Secondo il filosofo e docente Giacomo Marramao, il concetto sarebbe da ricondurre ad una metafora marittima, dalla radice latina “resecare”, secondo la quale “lo scoglio tagliente sommerso costituisce un grande rischio per la navigazione”.

Una nuova modernità

“Risk society: towards a new modernity” – “La società del rischio: verso una nuova modernità” – fu pubblicato nel 1992, qualche anno dopo il disastro di Chernobyl, avvenuto nel 1986. Beck, tra i più influenti studiosi della globalizzazione e delle scienze sociali contemporanee, intende il rischio come un’entità che non si inquadra nel significato più tradizionale di rischio né di pericolo, ma che piuttosto si pone come via di mezzo, a cui egli si riferisce in qualità di disastri causati dall’uomo e nuovi rischi, ovvero rischi portati dalla stessa modernità. I sistemi umani generano rischi che condizionano la maggior parte delle vite.

La società del rischio, data dal processo di modernizzazione, costituisce pertanto una conditio-humana, radicalmente diversa dal passato, in cui contingenze, complessità, incertezze e rischi fondamentalmente ambivalenti – taluni ancora da concettualizzare – richiedono nuove categorie e prospettive in grado di distinguerli dalle precedenti fasi dell’evoluzione sociale, in cui la scarsità era precuppazione comune e da superare. Beck prosegue affermando che la portata di questi rischi illimitati, geograficamente e temporalmente, che minacciano in vario modo l’annientamento globale, sta minando la capacità degli stati-nazione, delle loro istituzioni e della società industriale di scandagliare “l’abisso dell’insicurezza ontologica” che li attende (Beck 2009).

Rischi artefatti

Beck fa risalire l’emergere di nuove relazioni sociali ed economiche a un “rischio fabbricato”, che si distingue da qualsiasi altro rischio naturale, proprio perché frutto della società, pertanto artificio sociale. Il rischio sistemico comprende rischi multipli con interdipendenze, circuiti di feedback ed effetti a catena, che si verificano su scala globale e derivano dai risultati socio-tecnici della modernità.

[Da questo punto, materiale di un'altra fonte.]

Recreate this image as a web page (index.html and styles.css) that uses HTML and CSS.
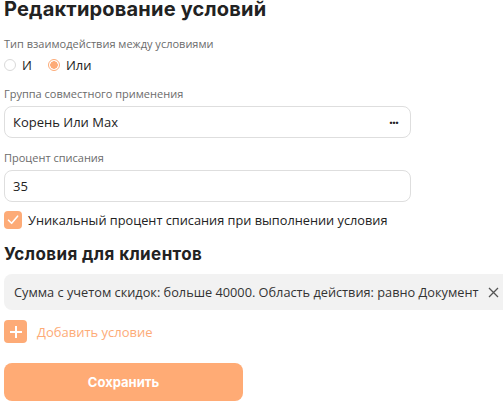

Le conseguenze del rischio si estendono ad ogni settore: nei domini agricoli, caratterizzati da pratiche moderne come costitutive di un paradigma industriale contemporaneo, e pieno per sua natura di rischi complessi e di vasta portata; nuove malattie, causate da prioni emergenti nel bestiame dei ruminanti; tossine minacciose presenti nel suolo; pericoli legati al nucleare e ad altre forze distruttive come la guerra, ormai strumento prediletto di gestione, risoluzione dei conflitti e accaparramento di risorse.

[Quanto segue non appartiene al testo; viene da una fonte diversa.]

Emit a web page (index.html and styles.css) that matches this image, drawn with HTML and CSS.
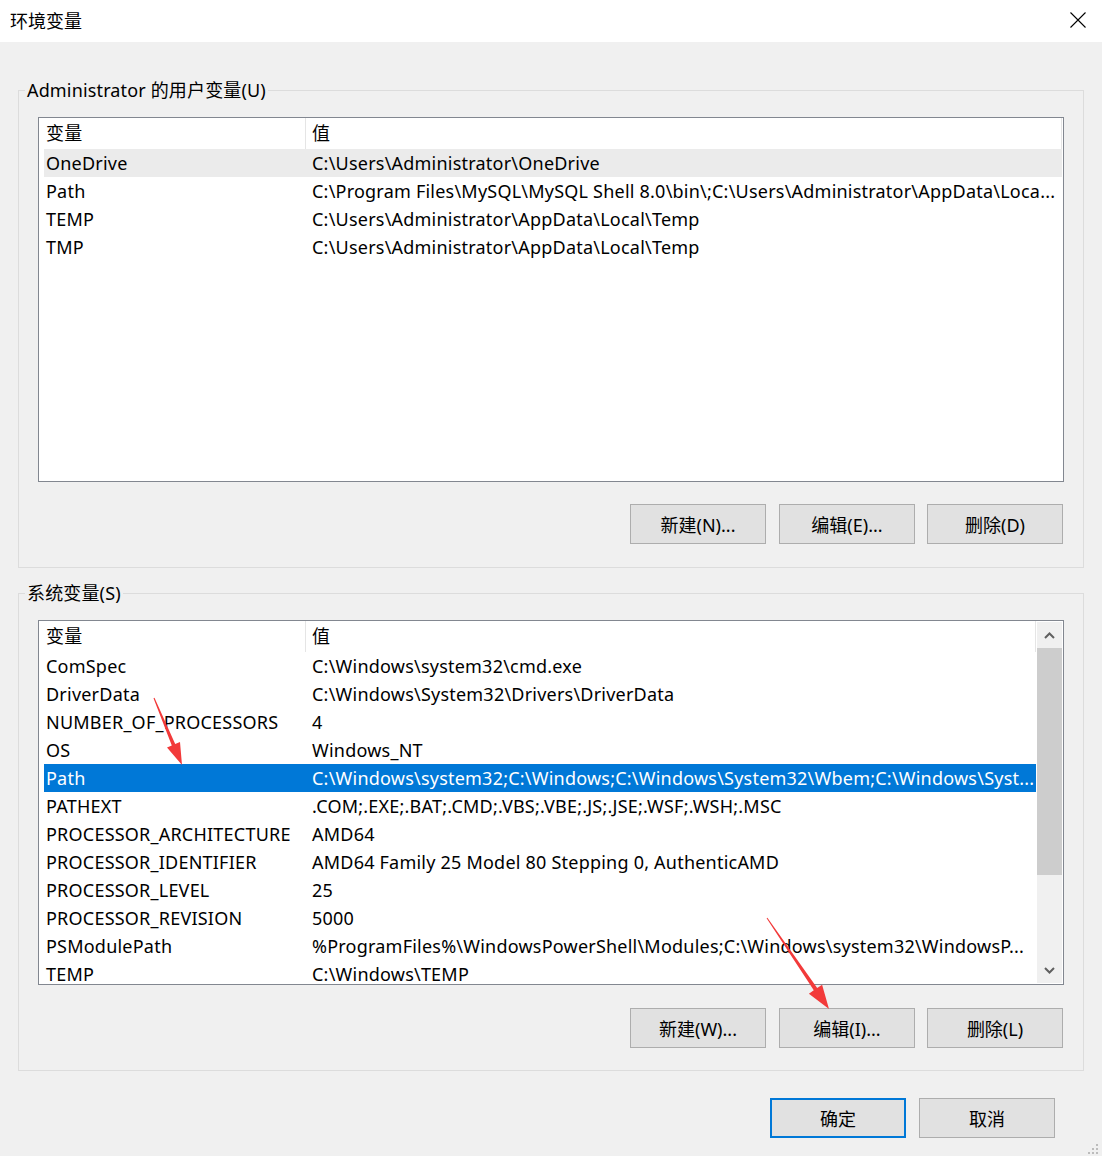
FILE: index.html
```html
<!DOCTYPE html>
<html lang="zh-CN">
<head>
<meta charset="utf-8">
<title>环境变量</title>
<link rel="stylesheet" href="styles.css">
</head>
<body>
<div class="window">
  <header class="titlebar">
    <span class="title">环境变量</span>
    <button class="close" aria-label="关闭">
      <svg width="16" height="16" viewBox="0 0 16 16"><path d="M0.5 0.5L15.5 15.5M15.5 0.5L0.5 15.5" stroke="#000" stroke-width="1.1" fill="none"/></svg>
    </button>
  </header>

  <main class="content">
    <fieldset class="group">
      <legend>Administrator 的用户变量(U)</legend>
      <div class="list">
        <div class="list-body">
          <div class="list-head"><span class="c1">变量</span><span class="c2">值</span></div>
          <div class="row hover"><span class="c1">OneDrive</span><span class="c2">C:\Users\Administrator\OneDrive</span></div>
          <div class="row"><span class="c1">Path</span><span class="c2">C:\Program Files\MySQL\MySQL Shell 8.0\bin\;C:\Users\Administrator\AppData\Loca...</span></div>
          <div class="row"><span class="c1">TEMP</span><span class="c2">C:\Users\Administrator\AppData\Local\Temp</span></div>
          <div class="row"><span class="c1">TMP</span><span class="c2">C:\Users\Administrator\AppData\Local\Temp</span></div>
        </div>
      </div>
      <div class="actions">
        <button class="btn">新建(N)...</button>
        <button class="btn">编辑(E)...</button>
        <button class="btn">删除(D)</button>
      </div>
    </fieldset>

    <fieldset class="group group-sys">
      <legend>系统变量(S)</legend>
      <div class="list">
        <div class="list-body">
          <div class="list-head"><span class="c1">变量</span><span class="c2">值</span></div>
          <div class="row"><span class="c1">ComSpec</span><span class="c2">C:\Windows\system32\cmd.exe</span></div>
          <div class="row"><span class="c1">DriverData</span><span class="c2">C:\Windows\System32\Drivers\DriverData</span></div>
          <div class="row"><span class="c1">NUMBER_OF_PROCESSORS</span><span class="c2">4</span></div>
          <div class="row"><span class="c1">OS</span><span class="c2">Windows_NT</span></div>
          <div class="row selected"><span class="c1">Path</span><span class="c2">C:\Windows\system32;C:\Windows;C:\Windows\System32\Wbem;C:\Windows\Syst...</span></div>
          <div class="row"><span class="c1">PATHEXT</span><span class="c2">.COM;.EXE;.BAT;.CMD;.VBS;.VBE;.JS;.JSE;.WSF;.WSH;.MSC</span></div>
          <div class="row"><span class="c1">PROCESSOR_ARCHITECTURE</span><span class="c2">AMD64</span></div>
          <div class="row"><span class="c1">PROCESSOR_IDENTIFIER</span><span class="c2">AMD64 Family 25 Model 80 Stepping 0, AuthenticAMD</span></div>
          <div class="row"><span class="c1">PROCESSOR_LEVEL</span><span class="c2">25</span></div>
          <div class="row"><span class="c1">PROCESSOR_REVISION</span><span class="c2">5000</span></div>
          <div class="row"><span class="c1">PSModulePath</span><span class="c2">%ProgramFiles%\WindowsPowerShell\Modules;C:\Windows\system32\WindowsP...</span></div>
          <div class="row"><span class="c1">TEMP</span><span class="c2">C:\Windows\TEMP</span></div>
        </div>
        <div class="scrollbar">
          <div class="sb-btn">
            <svg width="11" height="7" viewBox="0 0 11 7"><path d="M1 6L5.5 1.5L10 6" stroke="#606060" stroke-width="2" fill="none"/></svg>
          </div>
          <div class="sb-thumb"></div>
          <div class="sb-track"></div>
          <div class="sb-btn">
            <svg width="11" height="7" viewBox="0 0 11 7"><path d="M1 1L5.5 5.5L10 1" stroke="#606060" stroke-width="2" fill="none"/></svg>
          </div>
        </div>
      </div>
      <div class="actions">
        <button class="btn">新建(W)...</button>
        <button class="btn">编辑(I)...</button>
        <button class="btn">删除(L)</button>
      </div>
    </fieldset>

    <div class="dialog-actions">
      <button class="btn btn-primary">确定</button>
      <button class="btn">取消</button>
    </div>
  </main>

  <!-- red callout arrows drawn on top of the dialog -->
  <svg class="marks" width="1102" height="1156" viewBox="0 0 1102 1156">
    <polygon fill="#f23a3a" points="154.5,697.8 175.2,744 180,742 182,765 167,747.4 171.8,745.4 153.5,698.2"/>
    <polygon fill="#f23a3a" points="767.4,917.7 817.2,988.1 822.1,984.7 829,1009 808.9,993.7 813.8,990.3 766.6,918.3"/>
  </svg>

  <!-- size grip -->
  <svg class="grip" width="12" height="12" viewBox="0 0 12 12">
    <g fill="#bcbcbc">
      <rect x="8" y="0" width="2" height="2"/>
      <rect x="4" y="4" width="2" height="2"/>
      <rect x="8" y="4" width="2" height="2"/>
      <rect x="0" y="8" width="2" height="2"/>
      <rect x="4" y="8" width="2" height="2"/>
      <rect x="8" y="8" width="2" height="2"/>
    </g>
  </svg>
</div>
</body>
</html>
```

FILE: styles.css
```css
* {
  box-sizing: border-box;
}

html,
body {
  margin: 0;
  padding: 0;
}

body {
  width: 1102px;
  height: 1156px;
  overflow: hidden;
  background: #f0f0f0;
  font-family: "Noto Sans", "Noto Sans CJK SC", sans-serif;
  font-size: 18px;
  color: #000;
}

.window {
  position: relative;
  width: 1102px;
  height: 1156px;
}

/* title bar */
.titlebar {
  height: 42px;
  background: #fff;
  display: flex;
  align-items: center;
  justify-content: space-between;
  padding-left: 10px;
}

.title {
  font-size: 18px;
  line-height: 24px;
}

.close {
  width: 16px;
  height: 16px;
  margin: 0 16px 2px 0;
  padding: 0;
  border: 0;
  background: none;
  display: flex;
}

/* dialog body */
.content {
  padding: 36px 18px 0;
}

.group {
  margin: 0;
  padding: 0 19px 23px;
  border: 1px solid #dcdcdc;
  min-width: 0;
}

.group legend {
  margin-left: -13px;
  padding: 0 2px;
  font-size: 18px;
  line-height: 24px;
  letter-spacing: 0.15px;
}

.group-sys {
  margin-top: 13px;
  padding-bottom: 22px;
}

/* list view */
.list {
  margin-top: 15px;
  height: 365px;
  border: 1px solid #828790;
  background: #fff;
  display: flex;
  overflow: hidden;
  letter-spacing: 0.22px;
}

.list-body {
  flex: 1;
  min-width: 0;
  padding: 0 1px 0 5px;
}

.list-head,
.row {
  display: flex;
  white-space: nowrap;
}

.list-head {
  height: 31px;
  line-height: 30px;
}

.row {
  height: 28px;
  line-height: 28px;
}

.c1 {
  flex: none;
  width: 262px;
  padding-left: 2px;
  overflow: hidden;
}

.c2 {
  flex: 1;
  min-width: 0;
  padding-left: 6px;
  overflow: hidden;
}

.list-head .c1,
.list-head .c2 {
  border-right: 1px solid #e5e5e5;
}

.row.hover {
  background: #ebebeb;
}

.row.selected {
  background: #0078d7;
  color: #fff;
}

/* vertical scrollbar */
.scrollbar {
  flex: none;
  width: 25px;
  margin: 1px 1px 1px 0;
  background: #f0f0f0;
  display: flex;
  flex-direction: column;
}

.sb-btn {
  height: 26px;
  display: flex;
  align-items: center;
  justify-content: center;
}

.sb-thumb {
  height: 227px;
  background: #cdcdcd;
}

.sb-track {
  flex: 1;
}

/* buttons */
.actions {
  margin-top: 22px;
  display: flex;
  justify-content: flex-end;
  gap: 12px;
  padding-right: 1px;
}

.group-sys .actions {
  margin-top: 23px;
}

.actions .btn:first-child {
  margin-right: 1px;
}

.btn {
  width: 136px;
  height: 40px;
  padding: 0;
  border: 1px solid #adadad;
  background: #e1e1e1;
  font-family: inherit;
  font-size: 18px;
  color: #000;
}

.btn-primary {
  border: 2px solid #0078d7;
}

.dialog-actions {
  margin-top: 27px;
  display: flex;
  justify-content: flex-end;
  gap: 13px;
  padding-right: 29px;
}

/* overlays */
.marks {
  position: absolute;
  left: 0;
  top: 0;
  pointer-events: none;
}

.grip {
  position: absolute;
  right: 2px;
  bottom: 0;
}
```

I processi globalizzati, le lunghe catene di approvvigionamento e i fagocitanti sviluppi tecnologici genererebbero pertanto incertezze e interruzioni; questi richiedono a loro volta un incessante aggiornamento per stare al passo delle crisi, delle rotture, e saper porre rimedio ai cortocircuiti che nel tempo inevitabilmente ne derivano.

Ignorata interdipendenza

Solipsismo, alienazione, idividualismo e individualizzazione sono i caratteri e i processi dominanti della seconda modernità. Le persone, sempre più sole ed egocentriche, si muovono disorientate tra contenitori sociali, dove elementi virtuosi come quelli di organizzazione cooperativa, sentimento di appartenenza ad un luogo e senso di una comunità, diminuiscono significativamente.

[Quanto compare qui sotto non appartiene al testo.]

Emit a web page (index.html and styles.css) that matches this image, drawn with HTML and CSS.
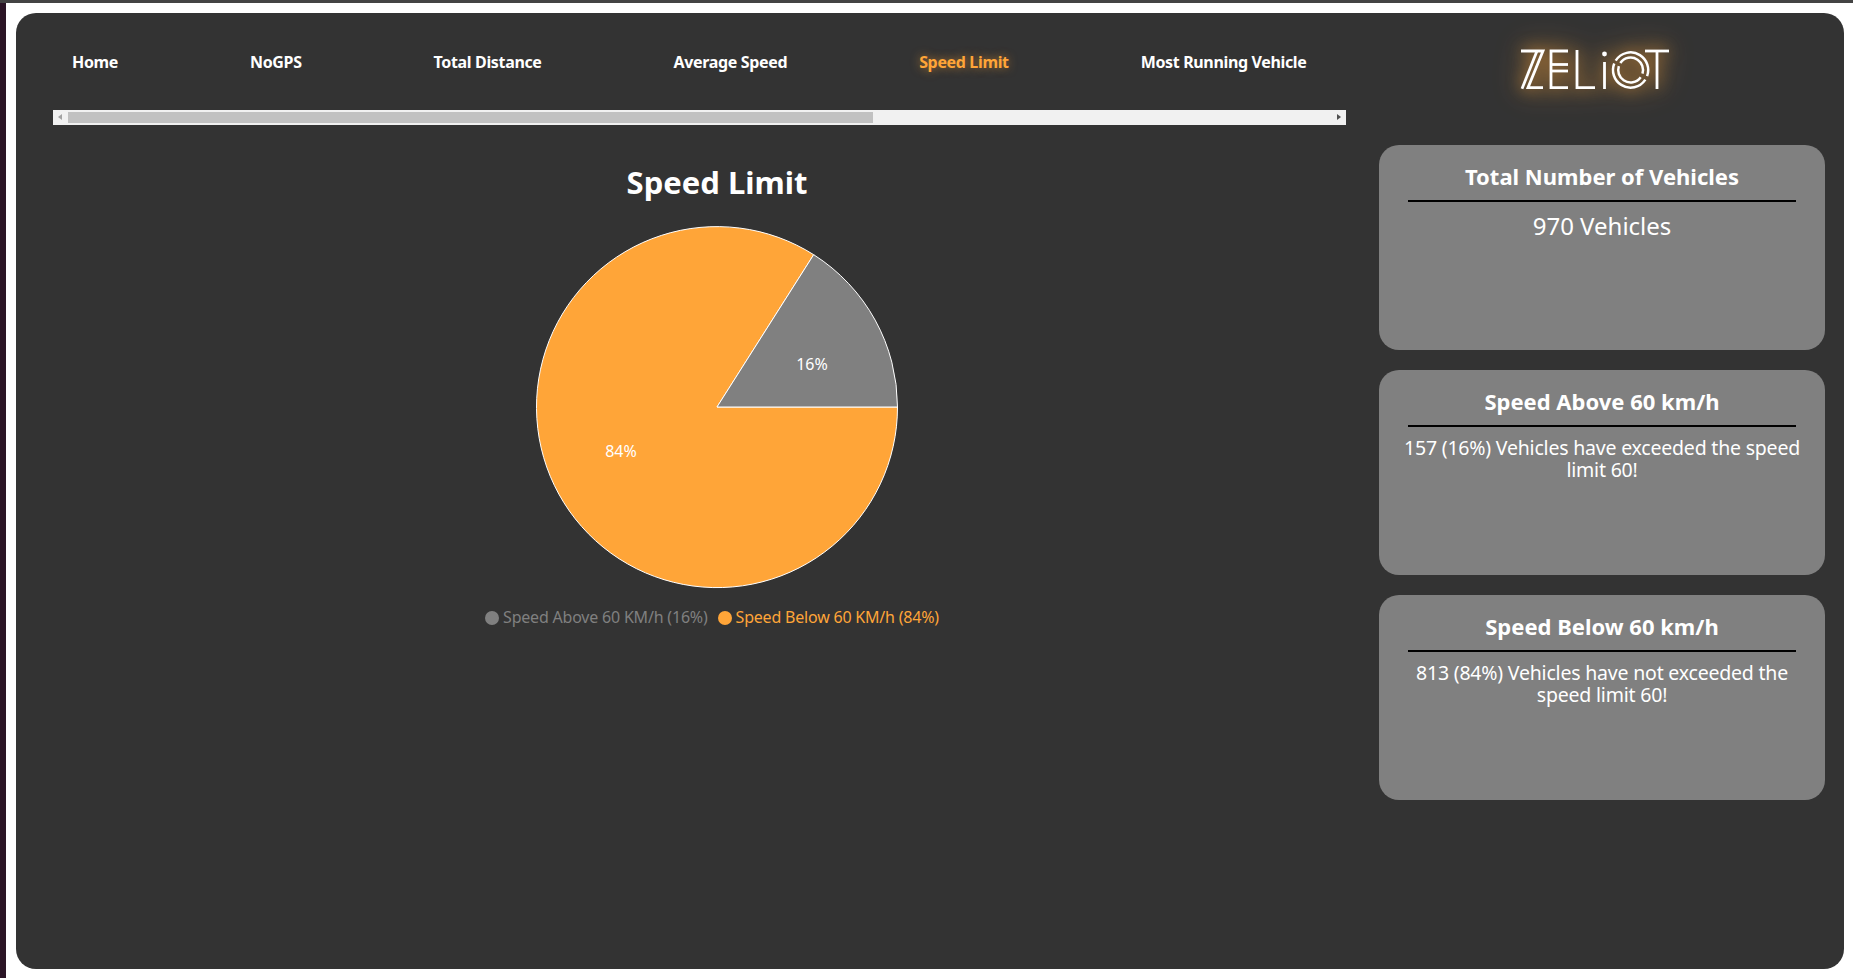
FILE: index.html
```html
<!DOCTYPE html>
<html lang="en">
<head>
    <meta charset="UTF-8">
    <meta name="viewport" content="width=device-width, initial-scale=1.0">
    <title>Speed Limit</title>
    <link rel="stylesheet" href="styles.css">
</head>
<body>
    <div class="top-line"></div>
    <div class="page">
        <div class="side-line"></div>
        <main class="dashboard">
            <section class="left-col">
                <nav class="nav">
                    <a href="#">Home</a>
                    <a href="#">NoGPS</a>
                    <a href="#">Total Distance</a>
                    <a href="#">Average Speed</a>
                    <a href="#" class="active">Speed Limit</a>
                    <a href="#">Most Running Vehicle</a>
                </nav>
                <div class="scrollbar">
                    <span class="arrow arrow-left"></span>
                    <div class="thumb"></div>
                    <span class="arrow arrow-right"></span>
                </div>
                <div class="chart">
                    <h1>Speed Limit</h1>
                    <svg class="pie" width="400" height="400" viewBox="0 0 400 400">
                        <path d="M200 200 L380.5 200 A180.5 180.5 0 1 1 296.7 47.7 Z" fill="#ffa538" stroke="#fff" stroke-width="1"/>
                        <path d="M200 200 L296.7 47.7 A180.5 180.5 0 0 1 380.5 200 Z" fill="#808080" stroke="#fff" stroke-width="1"/>
                        <text x="295" y="163" class="pie-label">16%</text>
                        <text x="104" y="250" class="pie-label">84%</text>
                    </svg>
                    <div class="legend">
                        <span class="legend-item above"><i></i>Speed Above 60 KM/h (16%)</span>
                        <span class="legend-item below"><i></i>Speed Below 60 KM/h (84%)</span>
                    </div>
                </div>
            </section>
            <aside class="right-col">
                <div class="logo-wrap">
                    <svg class="logo" width="190" height="80" viewBox="1500 30 190 80" role="img" aria-label="Zeliot logo">
                        <g fill="none" stroke="#fff" stroke-width="2.8">
                            <polyline points="1521,51 1543,51 1528,87.6 1543,87.6"/>
                            <line x1="1537" y1="51" x2="1522" y2="88.8"/>
                            <polyline points="1568,51 1551,51 1551,87.6 1568,87.6"/>
                            <line x1="1551" y1="64.5" x2="1568" y2="64.5"/>
                            <line x1="1551" y1="71" x2="1568" y2="71"/>
                            <polyline points="1577,50 1577,87.6 1595,87.6"/>
                            <line x1="1604.5" y1="62" x2="1604.5" y2="89"/>
                            <circle cx="1630.6" cy="70" r="17.6" stroke-width="2.5" stroke-dasharray="51.3 4" transform="rotate(-148 1630.6 70)"/>
                            <circle cx="1630.6" cy="70" r="12.4" stroke-width="2.5" stroke-dasharray="35 4" transform="rotate(-146 1630.6 70)"/>
                            <line x1="1645" y1="51" x2="1669" y2="51"/>
                            <line x1="1657" y1="51" x2="1657" y2="89"/>
                        </g>
                        <circle cx="1604.5" cy="54" r="2.4" fill="#fff"/>
                    </svg>
                </div>
                <div class="card">
                    <h2>Total Number of Vehicles</h2>
                    <p class="big">970 Vehicles</p>
                </div>
                <div class="card">
                    <h2>Speed Above 60 km/h</h2>
                    <p>157 (16%) Vehicles have exceeded the speed limit 60!</p>
                </div>
                <div class="card">
                    <h2>Speed Below 60 km/h</h2>
                    <p>813 (84%) Vehicles have not exceeded the speed limit 60!</p>
                </div>
            </aside>
        </main>
    </div>
</body>
</html>
```

FILE: styles.css
```css
* {
    box-sizing: border-box;
}

body {
    margin: 0;
    height: 100vh;
    overflow: hidden;
    background-color: #fff;
    font-family: "Noto Sans", sans-serif;
    color: #fff;
}

.top-line {
    height: 3px;
    background-color: #444;
}

.page {
    display: flex;
    height: 975px;
}

.side-line {
    width: 6px;
    background-color: #2b1526;
}

.dashboard {
    display: flex;
    width: 1828px;
    height: 956px;
    margin: 10px 0 0 10px;
    padding: 0 9px 0 37px;
    gap: 33px;
    background-color: #333;
    border-radius: 20px;
}

.left-col {
    width: 1293px;
}

.nav {
    display: flex;
    align-items: center;
    gap: 132px;
    height: 97px;
    padding-left: 19px;
}

.nav a {
    color: #fff;
    font-size: 16px;
    font-weight: bold;
    letter-spacing: -0.35px;
    text-decoration: none;
    white-space: nowrap;
}

.nav a.active {
    color: #ffa538;
    text-shadow: 0 0 10px rgba(255, 165, 56, 0.6);
}

.scrollbar {
    display: flex;
    align-items: center;
    height: 15px;
    padding: 0 15px;
    position: relative;
    background-color: #f1f1f1;
}

.thumb {
    width: 805px;
    height: 11px;
    background-color: #c1c1c1;
}

.arrow {
    position: absolute;
    top: 4px;
    border-top: 3.5px solid transparent;
    border-bottom: 3.5px solid transparent;
}

.arrow-left {
    left: 5px;
    border-right: 4px solid #a3a3a3;
}

.arrow-right {
    right: 5px;
    border-left: 4px solid #505050;
}

.chart {
    display: flex;
    flex-direction: column;
    align-items: center;
    padding-left: 35px;
}

h1 {
    margin: 39px 0 6.5px;
    font-size: 31px;
    line-height: 36px;
    font-weight: bold;
}

.pie {
    display: block;
}

.pie-label {
    fill: #fff;
    font-size: 16px;
    text-anchor: middle;
}

.legend {
    display: flex;
    gap: 10px;
    margin: -1px 10px 0 0;
    font-size: 16px;
    line-height: 22px;
    letter-spacing: -0.2px;
}

.legend-item {
    display: flex;
    align-items: center;
    gap: 4px;
}

.legend-item i {
    width: 14px;
    height: 14px;
    margin-top: 2px;
    border-radius: 50%;
    background-color: currentColor;
}

.above {
    color: #808080;
}

.below {
    color: #ffa538;
}

.right-col {
    display: flex;
    flex-direction: column;
    width: 446px;
    gap: 20px;
}

.logo-wrap {
    display: flex;
    justify-content: center;
    height: 112px;
    padding-right: 15px;
}

.logo {
    margin-top: 17px;
    filter: drop-shadow(0 0 8px rgba(255, 165, 56, 0.75)) drop-shadow(0 0 14px rgba(255, 165, 56, 0.45));
}

.card {
    height: 205px;
    padding: 15px 29px;
    text-align: center;
    background-color: #808080;
    border-radius: 20px;
}

.card h2 {
    margin: 0;
    padding-bottom: 8px;
    font-size: 22px;
    line-height: 32px;
    font-weight: bold;
    white-space: nowrap;
    border-bottom: 2px solid #000;
}

.card p {
    margin: 9.5px -8px 0;
    font-size: 19.5px;
    line-height: 22.5px;
    letter-spacing: -0.2px;
}

.card p.big {
    margin-top: 9px;
    font-size: 24px;
    line-height: 30px;
    letter-spacing: 0;
}
```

Ma il distacco è tutt’altro che sintomo di emancipazione e responsabilizzazione. E pur consapevoli di essere parte di una società glocale, per sua natura interdipendente, ricerchiamo un’autonomia esclusivamente individuale, parlando indistintamente di indipendenza, dipendenza ed interdipendenza. Viviamo nell’illusione di poter sviluppare incuranti degli altri e dell’ambiente circostante, prossimi o distanti che questi siano.